Not Just an Icon –
She’s a Lady
"She’s bigger than a single individual—she’s the trademark of filmmaking quality."
1924 - 1927
In one incarnation or another, the Columbia Lady has preceded Columbia Pictures films since the studio began making movies in 1924. But who is she? Every few years there’s another story about who inspired the signature icon of Columbia Pictures.
1928 - 1935
People magazine claimed that it knows, Bette Davis’ autobiography speculates about the source, and an actress claimed in a Midwestern newspaper that she’s the real Lady. Could one of them be right? Just who is the Columbia Lady?
1936 - 1937
There’s really only one place to find the answer, from Jared Jussim, former EVP, Intellectual Property Department and Deputy General Counsel of Sony Pictures. During his tenure at Sony Pictures, it was his job to protect her image from being sullied at home and abroad.
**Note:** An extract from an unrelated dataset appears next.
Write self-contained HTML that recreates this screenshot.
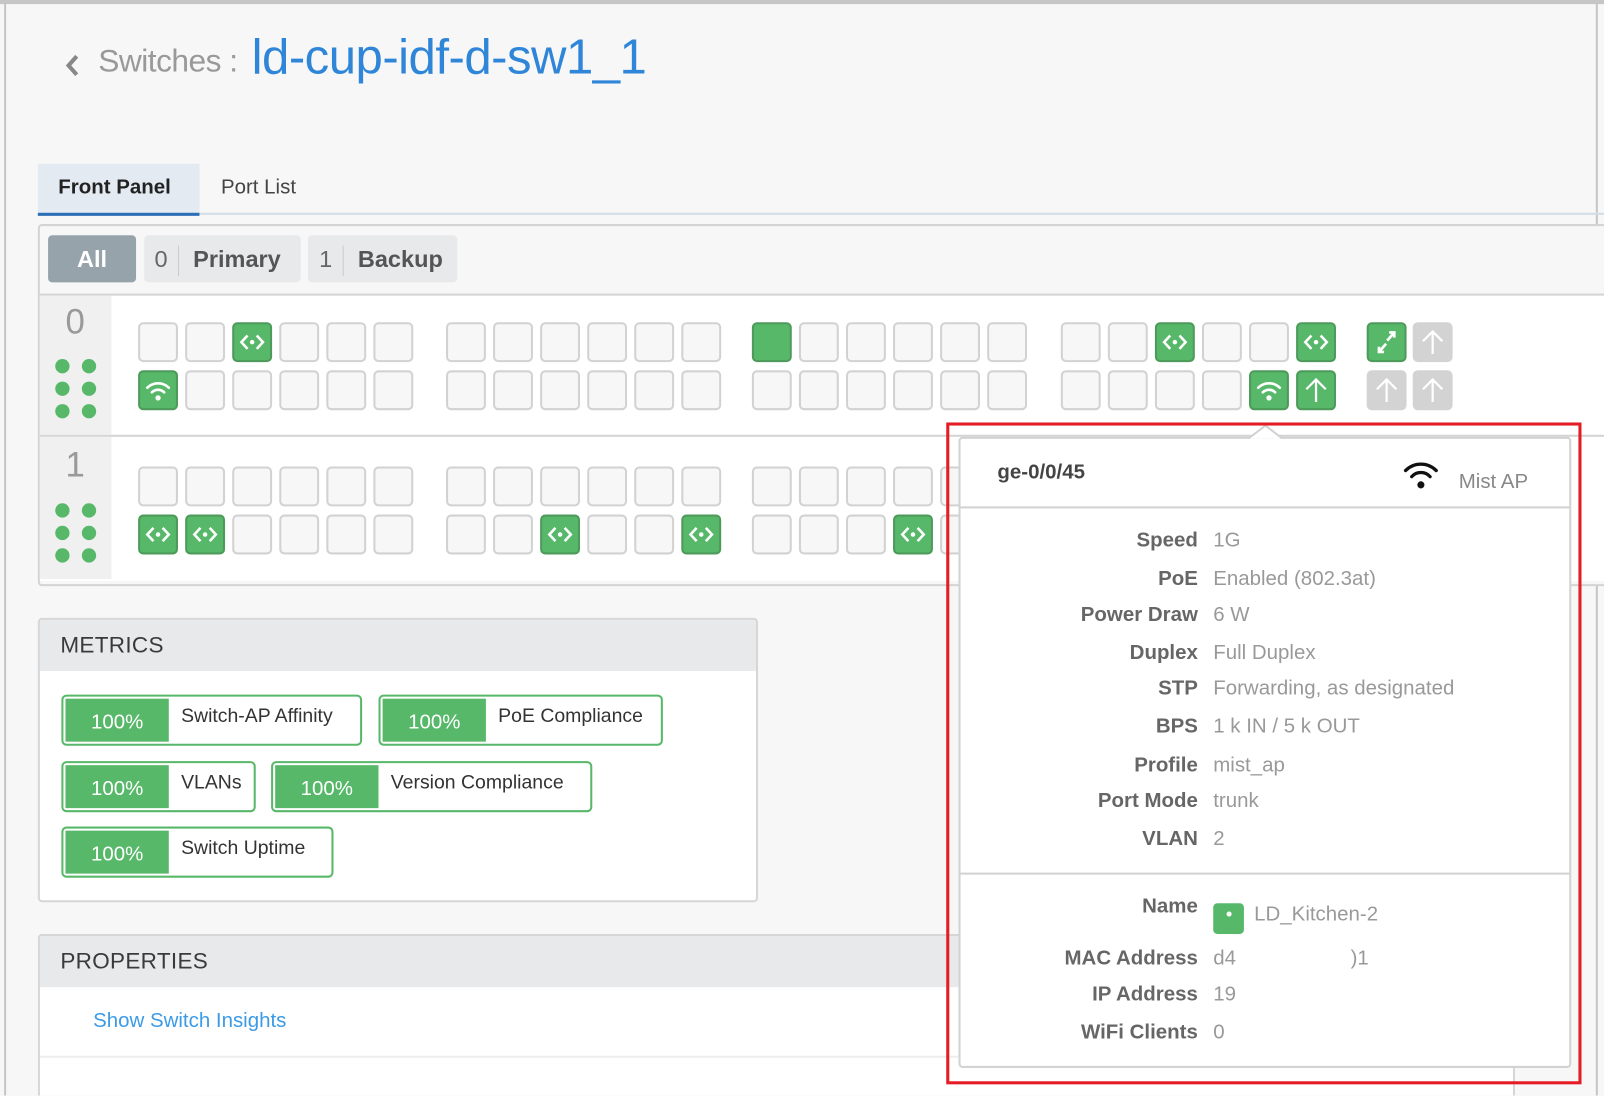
<!DOCTYPE html>
<html><head><meta charset="utf-8">
<style>
html,body{margin:0;padding:0;width:1604px;height:1096px;overflow:hidden;background:#f7f7f7;font-family:"Liberation Sans",sans-serif;}
#c{position:absolute;left:0;top:0;width:1568px;height:1071px;transform:scale(1.02296);transform-origin:0 0;background:#f7f7f7;overflow:hidden}
.a{position:absolute}
.g{position:absolute;display:flex;gap:7px}
.p{width:35px;height:35px;border:2px solid #d2d2d2;border-radius:5px;background:#f7f7f7;box-sizing:content-box}
.p.on{background:#57b86a;border-color:#4d9a5b}
.p.gr{background:#d3d3d3;border-color:#d3d3d3}
.p svg{display:block}
.dots{position:absolute;left:54px;width:42px;display:grid;grid-template-columns:14px 14px;column-gap:12px;row-gap:8px}
.dots i{width:14px;height:14px;border-radius:50%;background:#57b86a;display:block}
.card{position:absolute;background:#fff;border:2px solid #d6d6d6;border-radius:4px}
.ch{background:#e8e9eb;height:50px;font-size:22px;color:#3a3a3a;line-height:50px;padding-left:20px;letter-spacing:0.3px}
.m{position:absolute;height:46px;border:2px solid #57b86a;border-radius:5px;display:flex;align-items:center;background:#fff}
.m b{display:block;background:#57b86a;color:#fff;font-weight:normal;font-size:20px;height:42px;line-height:46px;margin-left:2px;width:101px;text-align:center}
.m span{font-size:19px;color:#333;padding-left:12px;margin-top:-6px}
.row{position:absolute;left:0;width:232px;text-align:right;font-size:20px;font-weight:bold;color:#666}
.val{position:absolute;left:247px;font-size:20px;color:#999;white-space:nowrap}
</style></head><body>
<div id="c">
<div class="a" style="left:0;top:0;width:1568px;height:4px;background:#c6c6c6"></div>
<div class="a" style="left:4px;top:0;width:2px;height:1071px;background:#c6c6c6"></div>
<div class="a" style="left:1560px;top:0;width:2px;height:1071px;background:#c6c6c6"></div>

<svg class="a" style="left:60px;top:50px" width="22" height="28" viewBox="0 0 22 28"><path d="M15 5 L7 14 L15 23" stroke="#888" stroke-width="4" fill="none"/></svg>
<div class="a" style="left:96px;top:42px;font-size:31px;color:#999;letter-spacing:-0.5px">Switches :</div>
<div class="a" style="left:246px;top:29px;font-size:48px;color:#2f86d8;letter-spacing:-0.5px">ld-cup-idf-d-sw1_1</div>

<div class="a" style="left:37px;top:160px;width:158px;height:48px;background:#e3eaf2;border-bottom:3px solid #2d6fb5"></div>
<div class="a" style="left:57px;top:172px;font-size:20px;color:#222;font-weight:bold">Front Panel</div>
<div class="a" style="left:216px;top:172px;font-size:20px;color:#444;">Port List</div>
<div class="a" style="left:195px;top:208px;width:1373px;height:2px;background:#d3dde6"></div>

<div class="a" style="left:37px;top:219px;width:1540px;height:350px;border:2px solid #d4d4d4;border-radius:4px;background:#f7f7f7"></div>
<div class="a" style="left:47px;top:230px;width:86px;height:46px;background:#97a3ab;border-radius:4px;color:#fff;font-size:23px;font-weight:bold;line-height:46px;text-align:center">All</div>
<div class="a" style="left:141px;top:230px;width:153px;height:46px;background:#e8e9eb;border-radius:4px;font-size:23px;color:#666;line-height:46px"><span style="padding-left:10px">0</span><span style="display:inline-block;width:1px;height:30px;background:#ccc;vertical-align:middle;margin:0 14px 0 10px"></span><b style="color:#555">Primary</b></div>
<div class="a" style="left:301px;top:230px;width:146px;height:46px;background:#e8e9eb;border-radius:4px;font-size:23px;color:#666;line-height:46px"><span style="padding-left:11px">1</span><span style="display:inline-block;width:1px;height:30px;background:#ccc;vertical-align:middle;margin:0 14px 0 10px"></span><b style="color:#555">Backup</b></div>

<div class="a" style="left:39px;top:287px;width:1538px;height:138px;background:#fff;border-top:2px solid #d4d4d4"></div>
<div class="a" style="left:39px;top:425px;width:1538px;height:141px;background:#fff;border-top:2px solid #d4d4d4"></div>
<div class="a" style="left:39px;top:289px;width:70px;height:136px;background:#f0f0f0"></div>
<div class="a" style="left:39px;top:427px;width:70px;height:139px;background:#f0f0f0"></div>
<div class="a" style="left:64px;top:296px;font-size:34px;color:#999">0</div>
<div class="a" style="left:64px;top:436px;font-size:34px;color:#999">1</div>
<div class="dots" style="top:351px"><i></i><i></i><i></i><i></i><i></i><i></i></div>
<div class="dots" style="top:492px"><i></i><i></i><i></i><i></i><i></i><i></i></div>

<div class="g" style="left:135px;top:315px"><div class="p"></div><div class="p"></div><div class="p on"><svg width="35" height="35" viewBox="0 0 35 35"><path d="M13 11 L7 17.5 L13 24 M22 11 L28 17.5 L22 24" stroke="#fff" stroke-width="2.5" fill="none"/><circle cx="17.5" cy="17.5" r="2.2" fill="#fff"/></svg></div><div class="p"></div><div class="p"></div><div class="p"></div></div>
<div class="g" style="left:135px;top:362px"><div class="p on"><svg width="35" height="35" viewBox="0 0 35 35"><path d="M7 15 A15 15 0 0 1 28 15 M11.5 19.5 A8.5 8.5 0 0 1 23.5 19.5" stroke="#fff" stroke-width="2.6" fill="none" stroke-linecap="round"/><circle cx="17.5" cy="25" r="2.6" fill="#fff"/></svg></div><div class="p"></div><div class="p"></div><div class="p"></div><div class="p"></div><div class="p"></div></div>
<div class="g" style="left:436px;top:315px"><div class="p"></div><div class="p"></div><div class="p"></div><div class="p"></div><div class="p"></div><div class="p"></div></div>
<div class="g" style="left:436px;top:362px"><div class="p"></div><div class="p"></div><div class="p"></div><div class="p"></div><div class="p"></div><div class="p"></div></div>
<div class="g" style="left:735px;top:315px"><div class="p on"></div><div class="p"></div><div class="p"></div><div class="p"></div><div class="p"></div><div class="p"></div></div>
<div class="g" style="left:735px;top:362px"><div class="p"></div><div class="p"></div><div class="p"></div><div class="p"></div><div class="p"></div><div class="p"></div></div>
<div class="g" style="left:1037px;top:315px"><div class="p"></div><div class="p"></div><div class="p on"><svg width="35" height="35" viewBox="0 0 35 35"><path d="M13 11 L7 17.5 L13 24 M22 11 L28 17.5 L22 24" stroke="#fff" stroke-width="2.5" fill="none"/><circle cx="17.5" cy="17.5" r="2.2" fill="#fff"/></svg></div><div class="p"></div><div class="p"></div><div class="p on"><svg width="35" height="35" viewBox="0 0 35 35"><path d="M13 11 L7 17.5 L13 24 M22 11 L28 17.5 L22 24" stroke="#fff" stroke-width="2.5" fill="none"/><circle cx="17.5" cy="17.5" r="2.2" fill="#fff"/></svg></div></div>
<div class="g" style="left:1037px;top:362px"><div class="p"></div><div class="p"></div><div class="p"></div><div class="p"></div><div class="p on"><svg width="35" height="35" viewBox="0 0 35 35"><path d="M7 15 A15 15 0 0 1 28 15 M11.5 19.5 A8.5 8.5 0 0 1 23.5 19.5" stroke="#fff" stroke-width="2.6" fill="none" stroke-linecap="round"/><circle cx="17.5" cy="25" r="2.6" fill="#fff"/></svg></div><div class="p on"><svg width="35" height="35" viewBox="0 0 35 35"><path d="M17.5 29 V7 M8 16.5 L17.5 7 L27 16.5" stroke="#fff" stroke-width="2.2" fill="none"/></svg></div></div>
<div class="g" style="left:1336px;top:315px;gap:6px"><div class="p on"><svg width="35" height="35" viewBox="0 0 35 35"><path d="M18 16 L25 8 M20 8 H25 V13 M17 19 L10 27 M10 22 V27 H15" stroke="#fff" stroke-width="2.6" fill="none"/></svg></div><div class="p gr"><svg width="35" height="35" viewBox="0 0 35 35"><path d="M17.5 29 V7 M8 16.5 L17.5 7 L27 16.5" stroke="#fff" stroke-width="2.2" fill="none"/></svg></div></div>
<div class="g" style="left:1336px;top:362px;gap:6px"><div class="p gr"><svg width="35" height="35" viewBox="0 0 35 35"><path d="M17.5 29 V7 M8 16.5 L17.5 7 L27 16.5" stroke="#fff" stroke-width="2.2" fill="none"/></svg></div><div class="p gr"><svg width="35" height="35" viewBox="0 0 35 35"><path d="M17.5 29 V7 M8 16.5 L17.5 7 L27 16.5" stroke="#fff" stroke-width="2.2" fill="none"/></svg></div></div>

<div class="g" style="left:135px;top:456px"><div class="p"></div><div class="p"></div><div class="p"></div><div class="p"></div><div class="p"></div><div class="p"></div></div>
<div class="g" style="left:135px;top:503px"><div class="p on"><svg width="35" height="35" viewBox="0 0 35 35"><path d="M13 11 L7 17.5 L13 24 M22 11 L28 17.5 L22 24" stroke="#fff" stroke-width="2.5" fill="none"/><circle cx="17.5" cy="17.5" r="2.2" fill="#fff"/></svg></div><div class="p on"><svg width="35" height="35" viewBox="0 0 35 35"><path d="M13 11 L7 17.5 L13 24 M22 11 L28 17.5 L22 24" stroke="#fff" stroke-width="2.5" fill="none"/><circle cx="17.5" cy="17.5" r="2.2" fill="#fff"/></svg></div><div class="p"></div><div class="p"></div><div class="p"></div><div class="p"></div></div>
<div class="g" style="left:436px;top:456px"><div class="p"></div><div class="p"></div><div class="p"></div><div class="p"></div><div class="p"></div><div class="p"></div></div>
<div class="g" style="left:436px;top:503px"><div class="p"></div><div class="p"></div><div class="p on"><svg width="35" height="35" viewBox="0 0 35 35"><path d="M13 11 L7 17.5 L13 24 M22 11 L28 17.5 L22 24" stroke="#fff" stroke-width="2.5" fill="none"/><circle cx="17.5" cy="17.5" r="2.2" fill="#fff"/></svg></div><div class="p"></div><div class="p"></div><div class="p on"><svg width="35" height="35" viewBox="0 0 35 35"><path d="M13 11 L7 17.5 L13 24 M22 11 L28 17.5 L22 24" stroke="#fff" stroke-width="2.5" fill="none"/><circle cx="17.5" cy="17.5" r="2.2" fill="#fff"/></svg></div></div>
<div class="g" style="left:735px;top:456px"><div class="p"></div><div class="p"></div><div class="p"></div><div class="p"></div><div class="p"></div><div class="p"></div></div>
<div class="g" style="left:735px;top:503px"><div class="p"></div><div class="p"></div><div class="p"></div><div class="p on"><svg width="35" height="35" viewBox="0 0 35 35"><path d="M13 11 L7 17.5 L13 24 M22 11 L28 17.5 L22 24" stroke="#fff" stroke-width="2.5" fill="none"/><circle cx="17.5" cy="17.5" r="2.2" fill="#fff"/></svg></div><div class="p"></div><div class="p"></div></div>

<div class="card" style="left:37px;top:604px;width:700px;height:274px;overflow:hidden">
<div class="ch">METRICS</div>
</div>
<div class="m" style="left:60px;top:679px;width:290px"><b>100%</b><span>Switch-AP Affinity</span></div>
<div class="m" style="left:370px;top:679px;width:274px"><b>100%</b><span>PoE Compliance</span></div>
<div class="m" style="left:60px;top:744px;width:186px"><b>100%</b><span>VLANs</span></div>
<div class="m" style="left:265px;top:744px;width:310px"><b>100%</b><span>Version Compliance</span></div>
<div class="m" style="left:60px;top:808px;width:262px"><b>100%</b><span>Switch Uptime</span></div>

<div class="card" style="left:37px;top:913px;width:1440px;height:156px;overflow:hidden;border-bottom:none;border-radius:4px 4px 0 0">
<div class="ch">PROPERTIES</div>
<div style="position:absolute;left:52px;top:72px;font-size:20px;color:#3b9be6">Show Switch Insights</div>
<div style="position:absolute;left:0;top:117px;width:100%;height:2px;background:#eee"></div>
</div>

<div class="a" style="left:937px;top:427px;width:595px;height:613px;background:#fff;border:2px solid #d2d2d2;border-radius:4px">
 <div class="a" style="left:36px;top:22px;font-size:20px;font-weight:bold;color:#444">ge-0/0/45</div>
 <svg class="a" style="left:432px;top:20px" width="36" height="32" viewBox="0 0 36 32"><path d="M3 11 A21 21 0 0 1 33 11 M9 17 A12 12 0 0 1 27 17" stroke="#111" stroke-width="3.2" fill="none" stroke-linecap="round"/><circle cx="18" cy="25" r="3.5" fill="#111"/></svg>
 <div class="a" style="left:487px;top:31px;font-size:20px;color:#888">Mist AP</div>
 <div class="a" style="left:0;top:66px;width:595px;height:2px;background:#d2d2d2"></div>
 <div class="row" style="top:88px">Speed</div><div class="val" style="top:88px">1G</div>
 <div class="row" style="top:126px">PoE</div><div class="val" style="top:126px">Enabled (802.3at)</div>
 <div class="row" style="top:161px">Power Draw</div><div class="val" style="top:161px">6 W</div>
 <div class="row" style="top:198px">Duplex</div><div class="val" style="top:198px">Full Duplex</div>
 <div class="row" style="top:233px">STP</div><div class="val" style="top:233px">Forwarding, as designated</div>
 <div class="row" style="top:270px">BPS</div><div class="val" style="top:270px">1 k IN / 5 k OUT</div>
 <div class="row" style="top:308px">Profile</div><div class="val" style="top:308px">mist_ap</div>
 <div class="row" style="top:343px">Port Mode</div><div class="val" style="top:343px">trunk</div>
 <div class="row" style="top:380px">VLAN</div><div class="val" style="top:380px">2</div>
 <div class="a" style="left:0;top:424px;width:595px;height:2px;background:#d2d2d2"></div>
 <div class="row" style="top:446px">Name</div>
 <div class="a" style="left:247px;top:454px;width:30px;height:30px;background:#57b86a;border-radius:4px"><div style="position:absolute;left:13px;top:8px;width:5px;height:5px;border-radius:50%;background:#fff"></div></div>
 <div class="val" style="left:287px;top:454px">LD_Kitchen-2</div>
 <div class="row" style="top:497px">MAC Address</div><div class="val" style="top:497px">d4<span style="display:inline-block;width:112px"></span>)1</div>
 <div class="row" style="top:532px">IP Address</div><div class="val" style="top:532px">19</div>
 <div class="row" style="top:569px">WiFi Clients</div><div class="val" style="top:569px">0</div>
</div>
<svg class="a" style="left:1220px;top:415px" width="34" height="14" viewBox="0 0 34 14"><path d="M0 14 L17 1 L34 14 Z" fill="#fff"/><path d="M0 14 L17 1 L34 14" stroke="#d2d2d2" stroke-width="2" fill="none"/></svg>
<div class="a" style="left:925px;top:413px;width:615px;height:641px;border:3px solid #e41c24"></div>
</div>
</body></html>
Jussim immediately puts the rumors to rest. “She’s a composite,” he says, going on to explain that while the image retains the consistency necessary to sustain it as a trademark, her appearance has varied slightly through the years.
1982 - 1991
Jussim explained that while in the early days the Columbia Lady wore an American flag as a drape, the U.S. passed a law that made the wearing of the flag as clothing illegal. The Columbia Lady obliged and changed her shawl to blue.
1992 - Present
Going forward, her looks may change slightly with the times, but she’ll always be an icon. She’s bigger than a single individual – she’s the trademark of filmmaking quality.